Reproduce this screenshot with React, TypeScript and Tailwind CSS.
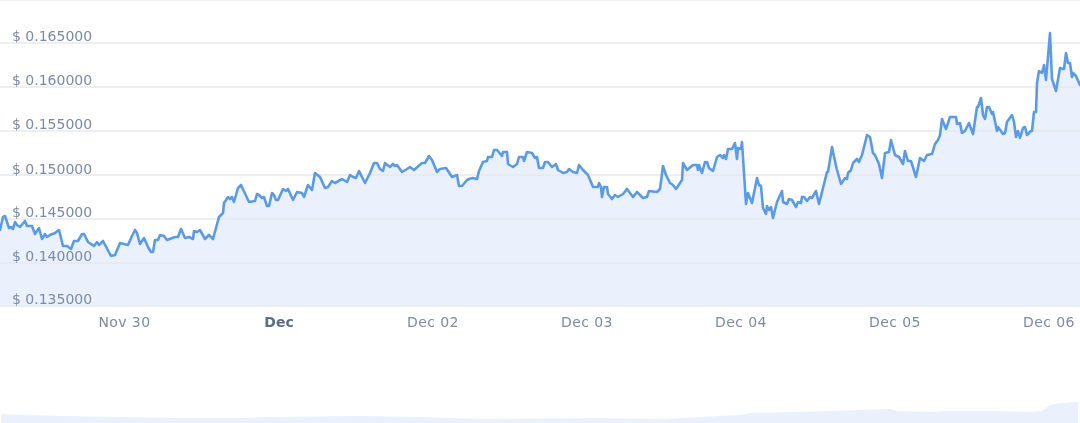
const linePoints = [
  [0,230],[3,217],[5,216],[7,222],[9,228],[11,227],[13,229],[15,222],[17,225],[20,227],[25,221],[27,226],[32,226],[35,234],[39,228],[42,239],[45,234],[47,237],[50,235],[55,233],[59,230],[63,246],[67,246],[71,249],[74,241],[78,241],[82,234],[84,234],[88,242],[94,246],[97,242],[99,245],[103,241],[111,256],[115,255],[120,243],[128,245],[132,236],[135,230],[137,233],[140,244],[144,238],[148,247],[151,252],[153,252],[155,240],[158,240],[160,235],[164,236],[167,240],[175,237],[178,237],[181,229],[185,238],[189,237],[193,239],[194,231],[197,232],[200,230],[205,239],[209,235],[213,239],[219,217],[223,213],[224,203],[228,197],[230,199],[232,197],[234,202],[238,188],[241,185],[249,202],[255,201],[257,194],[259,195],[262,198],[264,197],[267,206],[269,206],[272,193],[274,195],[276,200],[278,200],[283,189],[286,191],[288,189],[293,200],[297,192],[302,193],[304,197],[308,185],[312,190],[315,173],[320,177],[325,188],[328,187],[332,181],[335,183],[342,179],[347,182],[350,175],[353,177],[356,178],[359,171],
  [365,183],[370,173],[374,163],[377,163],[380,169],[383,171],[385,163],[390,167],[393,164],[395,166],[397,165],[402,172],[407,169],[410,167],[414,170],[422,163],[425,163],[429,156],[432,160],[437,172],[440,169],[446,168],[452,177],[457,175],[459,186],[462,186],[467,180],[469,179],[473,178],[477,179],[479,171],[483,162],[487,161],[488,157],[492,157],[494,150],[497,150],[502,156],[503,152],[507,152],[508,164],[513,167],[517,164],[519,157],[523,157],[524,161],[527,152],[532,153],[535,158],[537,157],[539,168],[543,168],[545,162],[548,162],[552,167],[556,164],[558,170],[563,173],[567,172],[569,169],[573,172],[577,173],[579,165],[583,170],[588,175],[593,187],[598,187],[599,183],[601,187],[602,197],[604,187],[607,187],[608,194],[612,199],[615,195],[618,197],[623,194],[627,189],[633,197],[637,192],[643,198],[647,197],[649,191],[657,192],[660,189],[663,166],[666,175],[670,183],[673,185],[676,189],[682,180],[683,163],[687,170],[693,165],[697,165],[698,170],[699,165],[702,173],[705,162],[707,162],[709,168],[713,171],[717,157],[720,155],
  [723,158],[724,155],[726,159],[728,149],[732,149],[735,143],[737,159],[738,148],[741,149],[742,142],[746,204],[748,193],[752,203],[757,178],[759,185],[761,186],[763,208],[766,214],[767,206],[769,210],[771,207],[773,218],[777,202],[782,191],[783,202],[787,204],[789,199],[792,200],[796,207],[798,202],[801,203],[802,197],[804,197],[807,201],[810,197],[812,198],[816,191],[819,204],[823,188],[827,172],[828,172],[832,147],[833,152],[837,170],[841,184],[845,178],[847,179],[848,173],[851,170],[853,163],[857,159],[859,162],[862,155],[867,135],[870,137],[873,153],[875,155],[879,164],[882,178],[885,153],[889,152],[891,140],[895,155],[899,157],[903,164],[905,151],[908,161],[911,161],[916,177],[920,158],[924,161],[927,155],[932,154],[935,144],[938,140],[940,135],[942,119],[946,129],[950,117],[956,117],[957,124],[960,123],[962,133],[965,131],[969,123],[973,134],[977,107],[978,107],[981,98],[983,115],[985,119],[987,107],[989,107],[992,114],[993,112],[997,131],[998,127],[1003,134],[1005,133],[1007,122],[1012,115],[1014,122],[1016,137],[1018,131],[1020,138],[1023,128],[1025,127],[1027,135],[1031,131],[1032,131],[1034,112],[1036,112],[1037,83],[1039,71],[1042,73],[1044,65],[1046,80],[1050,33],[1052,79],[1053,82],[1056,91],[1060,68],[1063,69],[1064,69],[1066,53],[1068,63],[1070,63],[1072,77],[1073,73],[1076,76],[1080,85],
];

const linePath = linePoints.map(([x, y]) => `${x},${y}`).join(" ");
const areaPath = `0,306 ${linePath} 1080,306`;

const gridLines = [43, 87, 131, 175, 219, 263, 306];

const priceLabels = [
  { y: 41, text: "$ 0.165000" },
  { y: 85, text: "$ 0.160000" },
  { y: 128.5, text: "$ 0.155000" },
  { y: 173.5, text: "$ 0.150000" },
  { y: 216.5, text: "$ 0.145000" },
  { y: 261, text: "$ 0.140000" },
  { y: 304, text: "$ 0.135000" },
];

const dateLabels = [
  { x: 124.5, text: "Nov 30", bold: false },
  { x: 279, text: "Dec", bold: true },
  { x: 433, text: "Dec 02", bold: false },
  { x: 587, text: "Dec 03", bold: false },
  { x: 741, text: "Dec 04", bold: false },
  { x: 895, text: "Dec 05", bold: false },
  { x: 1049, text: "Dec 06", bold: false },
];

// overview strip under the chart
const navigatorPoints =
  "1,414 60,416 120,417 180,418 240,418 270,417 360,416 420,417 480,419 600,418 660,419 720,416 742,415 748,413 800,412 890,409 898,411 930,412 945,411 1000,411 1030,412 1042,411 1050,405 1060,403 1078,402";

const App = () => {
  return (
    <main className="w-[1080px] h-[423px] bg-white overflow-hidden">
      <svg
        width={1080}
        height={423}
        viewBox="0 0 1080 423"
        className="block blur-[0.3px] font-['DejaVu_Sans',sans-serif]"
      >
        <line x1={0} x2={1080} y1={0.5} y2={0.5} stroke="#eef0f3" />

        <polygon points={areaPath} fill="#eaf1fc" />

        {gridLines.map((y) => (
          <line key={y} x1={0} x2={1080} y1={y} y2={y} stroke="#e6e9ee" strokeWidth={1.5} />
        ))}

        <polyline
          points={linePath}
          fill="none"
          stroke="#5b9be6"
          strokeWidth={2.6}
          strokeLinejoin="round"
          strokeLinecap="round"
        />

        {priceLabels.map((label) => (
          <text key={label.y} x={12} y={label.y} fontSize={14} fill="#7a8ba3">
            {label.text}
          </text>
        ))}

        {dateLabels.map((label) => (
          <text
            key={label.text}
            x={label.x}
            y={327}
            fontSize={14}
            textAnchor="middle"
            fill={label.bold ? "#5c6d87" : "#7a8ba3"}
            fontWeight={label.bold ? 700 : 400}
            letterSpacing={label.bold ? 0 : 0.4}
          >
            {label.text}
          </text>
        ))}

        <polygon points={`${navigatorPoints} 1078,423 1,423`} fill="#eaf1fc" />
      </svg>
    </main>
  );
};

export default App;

★ ★ ★ ★ ★ ★ ★

→ The request:
Pictures are excluded; copy all other data exactly as shown.

→ Result for this exercise:
Reproduce this screenshot with React, TypeScript and Tailwind CSS.
const linePoints = [
  [0,230],[3,217],[5,216],[7,222],[9,228],[11,227],[13,229],[15,222],[17,225],[20,227],[25,221],[27,226],[32,226],[35,234],[39,228],[42,239],[45,234],[47,237],[50,235],[55,233],[59,230],[63,246],[67,246],[71,249],[74,241],[78,241],[82,234],[84,234],[88,242],[94,246],[97,242],[99,245],[103,241],[111,256],[115,255],[120,243],[128,245],[132,236],[135,230],[137,233],[140,244],[144,238],[148,247],[151,252],[153,252],[155,240],[158,240],[160,235],[164,236],[167,240],[175,237],[178,237],[181,229],[185,238],[189,237],[193,239],[194,231],[197,232],[200,230],[205,239],[209,235],[213,239],[219,217],[223,213],[224,203],[228,197],[230,199],[232,197],[234,202],[238,188],[241,185],[249,202],[255,201],[257,194],[259,195],[262,198],[264,197],[267,206],[269,206],[272,193],[274,195],[276,200],[278,200],[283,189],[286,191],[288,189],[293,200],[297,192],[302,193],[304,197],[308,185],[312,190],[315,173],[320,177],[325,188],[328,187],[332,181],[335,183],[342,179],[347,182],[350,175],[353,177],[356,178],[359,171],
  [365,183],[370,173],[374,163],[377,163],[380,169],[383,171],[385,163],[390,167],[393,164],[395,166],[397,165],[402,172],[407,169],[410,167],[414,170],[422,163],[425,163],[429,156],[432,160],[437,172],[440,169],[446,168],[452,177],[457,175],[459,186],[462,186],[467,180],[469,179],[473,178],[477,179],[479,171],[483,162],[487,161],[488,157],[492,157],[494,150],[497,150],[502,156],[503,152],[507,152],[508,164],[513,167],[517,164],[519,157],[523,157],[524,161],[527,152],[532,153],[535,158],[537,157],[539,168],[543,168],[545,162],[548,162],[552,167],[556,164],[558,170],[563,173],[567,172],[569,169],[573,172],[577,173],[579,165],[583,170],[588,175],[593,187],[598,187],[599,183],[601,187],[602,197],[604,187],[607,187],[608,194],[612,199],[615,195],[618,197],[623,194],[627,189],[633,197],[637,192],[643,198],[647,197],[649,191],[657,192],[660,189],[663,166],[666,175],[670,183],[673,185],[676,189],[682,180],[683,163],[687,170],[693,165],[697,165],[698,170],[699,165],[702,173],[705,162],[707,162],[709,168],[713,171],[717,157],[720,155],
  [723,158],[724,155],[726,159],[728,149],[732,149],[735,143],[737,159],[738,148],[741,149],[742,142],[746,204],[748,193],[752,203],[757,178],[759,185],[761,186],[763,208],[766,214],[767,206],[769,210],[771,207],[773,218],[777,202],[782,191],[783,202],[787,204],[789,199],[792,200],[796,207],[798,202],[801,203],[802,197],[804,197],[807,201],[810,197],[812,198],[816,191],[819,204],[823,188],[827,172],[828,172],[832,147],[833,152],[837,170],[841,184],[845,178],[847,179],[848,173],[851,170],[853,163],[857,159],[859,162],[862,155],[867,135],[870,137],[873,153],[875,155],[879,164],[882,178],[885,153],[889,152],[891,140],[895,155],[899,157],[903,164],[905,151],[908,161],[911,161],[916,177],[920,158],[924,161],[927,155],[932,154],[935,144],[938,140],[940,135],[942,119],[946,129],[950,117],[956,117],[957,124],[960,123],[962,133],[965,131],[969,123],[973,134],[977,107],[978,107],[981,98],[983,115],[985,119],[987,107],[989,107],[992,114],[993,112],[997,131],[998,127],[1003,134],[1005,133],[1007,122],[1012,115],[1014,122],[1016,137],[1018,131],[1020,138],[1023,128],[1025,127],[1027,135],[1031,131],[1032,131],[1034,112],[1036,112],[1037,83],[1039,71],[1042,73],[1044,65],[1046,80],[1050,33],[1052,79],[1053,82],[1056,91],[1060,68],[1063,69],[1064,69],[1066,53],[1068,63],[1070,63],[1072,77],[1073,73],[1076,76],[1080,85],
];

const linePath = linePoints.map(([x, y]) => `${x},${y}`).join(" ");
const areaPath = `0,306 ${linePath} 1080,306`;

const gridLines = [43, 87, 131, 175, 219, 263, 306];

const priceLabels = [
  { y: 41, text: "$ 0.165000" },
  { y: 85, text: "$ 0.160000" },
  { y: 128.5, text: "$ 0.155000" },
  { y: 173.5, text: "$ 0.150000" },
  { y: 216.5, text: "$ 0.145000" },
  { y: 261, text: "$ 0.140000" },
  { y: 304, text: "$ 0.135000" },
];

const dateLabels = [
  { x: 124.5, text: "Nov 30", bold: false },
  { x: 279, text: "Dec", bold: true },
  { x: 433, text: "Dec 02", bold: false },
  { x: 587, text: "Dec 03", bold: false },
  { x: 741, text: "Dec 04", bold: false },
  { x: 895, text: "Dec 05", bold: false },
  { x: 1049, text: "Dec 06", bold: false },
];

// overview strip under the chart
const navigatorPoints =
  "1,414 60,416 120,417 180,418 240,418 270,417 360,416 420,417 480,419 600,418 660,419 720,416 742,415 748,413 800,412 890,409 898,411 930,412 945,411 1000,411 1030,412 1042,411 1050,405 1060,403 1078,402";

const App = () => {
  return (
    <main className="w-[1080px] h-[423px] bg-white overflow-hidden">
      <svg
        width={1080}
        height={423}
        viewBox="0 0 1080 423"
        className="block blur-[0.3px] font-['DejaVu_Sans',sans-serif]"
      >
        <line x1={0} x2={1080} y1={0.5} y2={0.5} stroke="#eef0f3" />

        <polygon points={areaPath} fill="#eaf1fc" />

        {gridLines.map((y) => (
          <line key={y} x1={0} x2={1080} y1={y} y2={y} stroke="#e6e9ee" strokeWidth={1.5} />
        ))}

        <polyline
          points={linePath}
          fill="none"
          stroke="#5b9be6"
          strokeWidth={2.6}
          strokeLinejoin="round"
          strokeLinecap="round"
        />

        {priceLabels.map((label) => (
          <text key={label.y} x={12} y={label.y} fontSize={14} fill="#7a8ba3">
            {label.text}
          </text>
        ))}

        {dateLabels.map((label) => (
          <text
            key={label.text}
            x={label.x}
            y={327}
            fontSize={14}
            textAnchor="middle"
            fill={label.bold ? "#5c6d87" : "#7a8ba3"}
            fontWeight={label.bold ? 700 : 400}
            letterSpacing={label.bold ? 0 : 0.4}
          >
            {label.text}
          </text>
        ))}

        <polygon points={`${navigatorPoints} 1078,423 1,423`} fill="#eaf1fc" />
      </svg>
    </main>
  );
};

export default App;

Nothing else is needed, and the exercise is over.